Arizona is experiencing what officials are considering to be a catastrophic wildfire season. In a press conference, Governor Doug Ducey, the Arizona Department of Forestry and Fire Management, along with federal and local wildland fire officials emphasized the importance of residents and visitors alike to be cautious and prepared for this coming wildfire season. Governor Ducey during the conference stated that in 2021, more than 1,700 wildfires burned approximately 525,000 acres of land across the state in all land jurisdictions. This year does not look promising, with wildfire activity already present throughout the state while the weather has yet to warm up to summer conditions.
So far Arizona has already experienced five wildfires, Crooks Fire, San Rafael Fire, Locklin Fire, Presumido Peak Fire, and Tunnel Fire. These wildfires have collectively consumed 42,813 acres of land within the state according to data from the U.S. Forest Service wildfire tracking website InciWeb. The Tunnel Fire alone burned more than 19,000 acres and was so destructive that Governor Doug Ducey had to declare a State of Emergency to assist communities in affected areas with resources needed to respond and recover from the fire.
According to the National Oceanic and Atmospheric Administration’s (NOAA) 2022 National Centers For Environmental Information State Climate Summaries, temperatures in Arizona have risen by 2.5°F since the beginning of the 20th century and the first 21 years of this century have been the warmest period on record for the state. The summary also found that Arizona has experienced a long-term drought that has lasted more than 20 years as well as record low water levels in Lake Mead, a critical water resource for the state. Naturally occurring droughts are expected to become more intense during cooler seasons since Arizona has not experienced frequent precipitation events.
The U.S. Drought Monitor supports the research present in the NOAA summary. The monitor updates every Tuesday, and as of May 17th, 67 percent of the areas within Arizona experience severe to exceptional drought conditions. These conditions affect many residents across the state, and according to the National Integrated Drought Information System, 100 percent of people in Yuma County experience severe levels of drought and 4.91 percent experience extreme levels of drought.

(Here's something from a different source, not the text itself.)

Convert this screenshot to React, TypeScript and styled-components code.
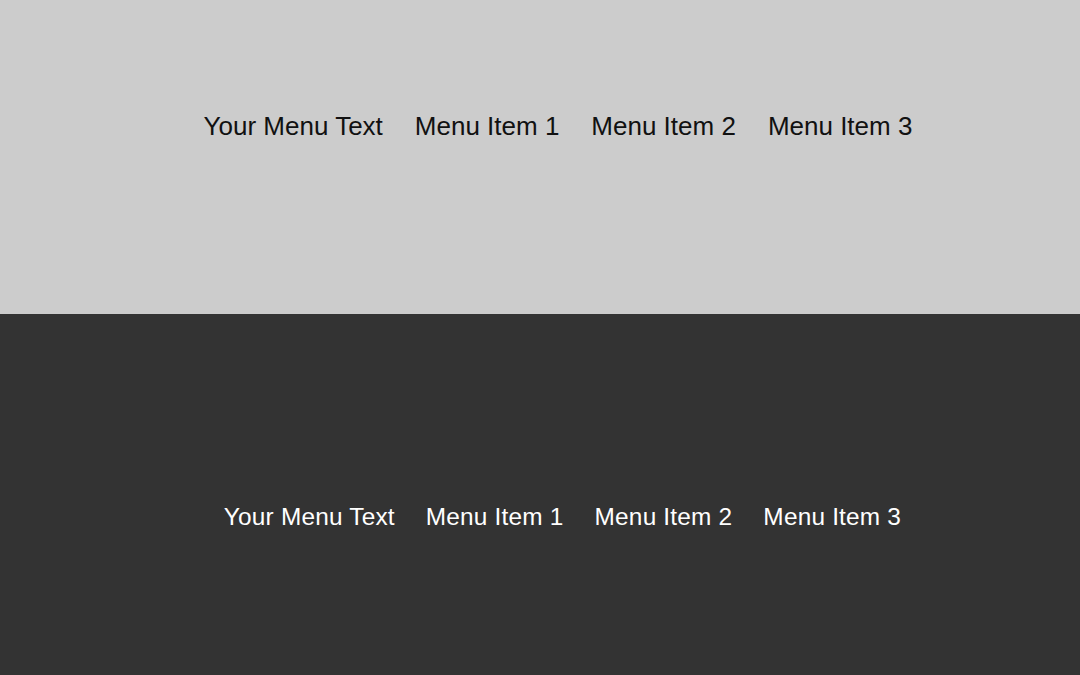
import React from "react";
import styled, { createGlobalStyle } from "styled-components";

const Global = createGlobalStyle`
  html, body { margin: 0; padding: 0; }
  body { font-family: "Liberation Sans", Arial, sans-serif; }
`;

const Page = styled.div`
  width: 1080px;
  height: 675px;
  display: flex;
  flex-direction: column;
`;

const Section = styled.section<{ $dark?: boolean }>`
  height: ${(p) => (p.$dark ? 361 : 314)}px;
  box-sizing: border-box;
  padding-top: ${(p) => (p.$dark ? 189 : 111)}px;
  background: ${(p) => (p.$dark ? "#333333" : "#cccccc")};
`;

const Menu = styled.ul<{ $dark?: boolean }>`
  list-style: none;
  margin: 0;
  padding: 0 0 0 ${(p) => (p.$dark ? 45 : 36)}px;
  display: flex;
  justify-content: center;
  gap: ${(p) => (p.$dark ? 31 : 32)}px;
`;

const Item = styled.li<{ $dark?: boolean }>`
  font-size: ${(p) => (p.$dark ? 24.4 : 26)}px;
  line-height: normal;
  color: ${(p) => (p.$dark ? "#ffffff" : "#111111")};
  letter-spacing: ${(p) => (p.$dark ? 0.2 : 0)}px;
`;

const items = ["Your Menu Text", "Menu Item 1", "Menu Item 2", "Menu Item 3"];

export default function App() {
  return (
    <Page>
      <Global />
      <Section>
        <Menu>
          {items.map((t) => (
            <Item key={t}>{t}</Item>
          ))}
        </Menu>
      </Section>
      <Section $dark>
        <Menu $dark>
          {items.map((t) => (
            <Item key={t} $dark>
              {t}
            </Item>
          ))}
        </Menu>
      </Section>
    </Page>
  );
}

Governor Ducey last year signed Arizona Senate Bill 1442 with the aim to prevent more wildfires by employing Arizona inmates to clear forests of debris and handle vegetation management. The goal of this initiative is to improve the overall health of the state’s forests while inmates gain new opportunities and skills during incarceration which will prepare them for employment once they are released. The city of Phoenix also has a Climate Action Plan that is a long-term strategy which aims to reduce greenhouse gas emissions from local city operations and community activities with the goal of being carbon neutral by 2050 in order to prepare for the increasing impacts of climate change.